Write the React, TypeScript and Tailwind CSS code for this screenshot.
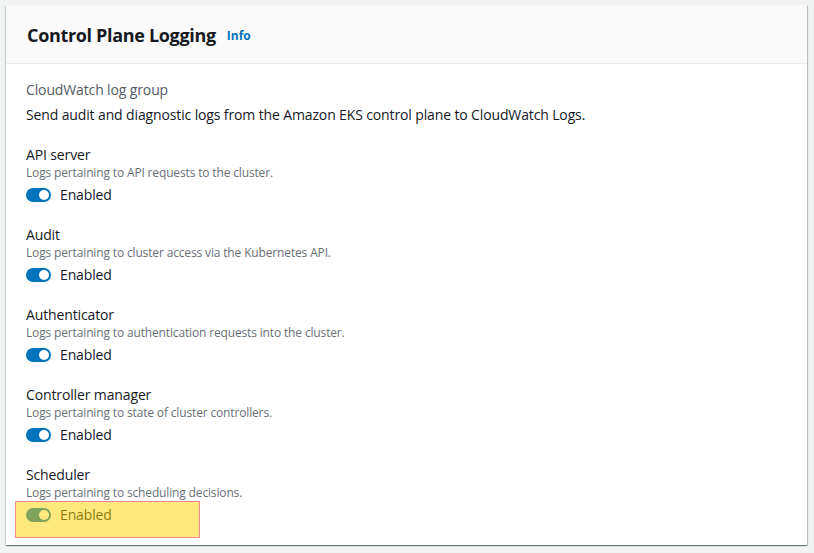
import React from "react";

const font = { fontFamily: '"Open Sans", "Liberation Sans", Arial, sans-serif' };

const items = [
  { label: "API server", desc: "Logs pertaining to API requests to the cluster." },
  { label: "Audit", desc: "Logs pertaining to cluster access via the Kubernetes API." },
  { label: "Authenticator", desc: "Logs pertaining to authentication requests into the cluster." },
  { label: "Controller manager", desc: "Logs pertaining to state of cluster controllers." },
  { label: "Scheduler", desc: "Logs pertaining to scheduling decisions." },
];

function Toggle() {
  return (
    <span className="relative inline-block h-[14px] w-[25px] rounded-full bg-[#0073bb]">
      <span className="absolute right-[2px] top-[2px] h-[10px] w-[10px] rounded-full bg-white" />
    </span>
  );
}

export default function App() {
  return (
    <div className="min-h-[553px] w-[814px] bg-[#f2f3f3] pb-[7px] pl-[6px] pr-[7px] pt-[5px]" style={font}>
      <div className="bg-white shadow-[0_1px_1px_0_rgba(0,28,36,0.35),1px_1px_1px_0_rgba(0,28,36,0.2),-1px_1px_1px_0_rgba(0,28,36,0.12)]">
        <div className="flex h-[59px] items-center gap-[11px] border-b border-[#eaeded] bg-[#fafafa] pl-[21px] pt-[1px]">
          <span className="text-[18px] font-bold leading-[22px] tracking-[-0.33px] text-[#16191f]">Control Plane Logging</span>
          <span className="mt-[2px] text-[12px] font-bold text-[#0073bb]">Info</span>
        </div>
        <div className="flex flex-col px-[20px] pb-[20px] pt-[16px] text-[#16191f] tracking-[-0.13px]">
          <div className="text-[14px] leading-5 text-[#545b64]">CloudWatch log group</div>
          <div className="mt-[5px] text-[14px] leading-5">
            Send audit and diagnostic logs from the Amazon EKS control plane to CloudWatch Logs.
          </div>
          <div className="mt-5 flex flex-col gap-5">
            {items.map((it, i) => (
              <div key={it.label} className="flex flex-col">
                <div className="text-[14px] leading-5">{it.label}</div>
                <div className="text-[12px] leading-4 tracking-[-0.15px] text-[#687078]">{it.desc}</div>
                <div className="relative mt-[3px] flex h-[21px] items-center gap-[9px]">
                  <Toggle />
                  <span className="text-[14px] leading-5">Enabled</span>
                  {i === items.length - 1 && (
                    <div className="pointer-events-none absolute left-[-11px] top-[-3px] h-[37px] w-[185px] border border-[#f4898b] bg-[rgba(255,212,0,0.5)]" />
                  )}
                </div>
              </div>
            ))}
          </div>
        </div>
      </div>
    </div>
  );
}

--

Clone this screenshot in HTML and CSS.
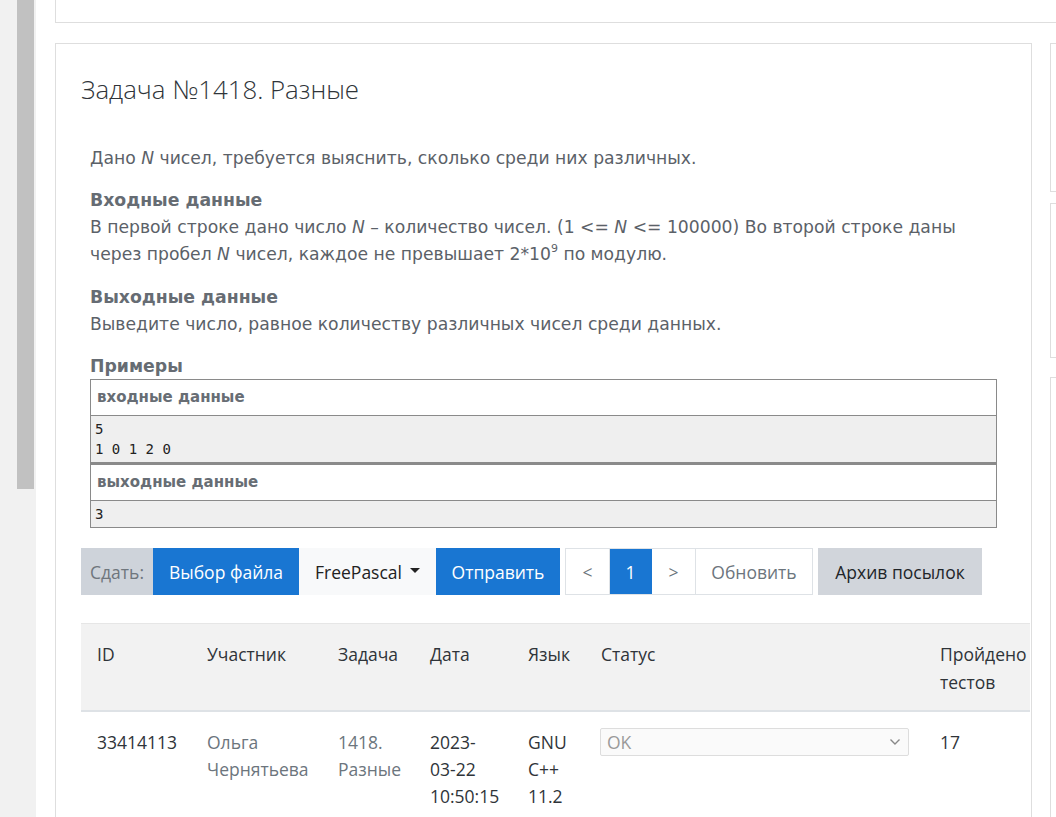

DESCRIPTION OF THE TASK: Each line that has the word "screenshot" counts once. How many such lines are in the data? Give the number alone.

FULL SOLUTION: 2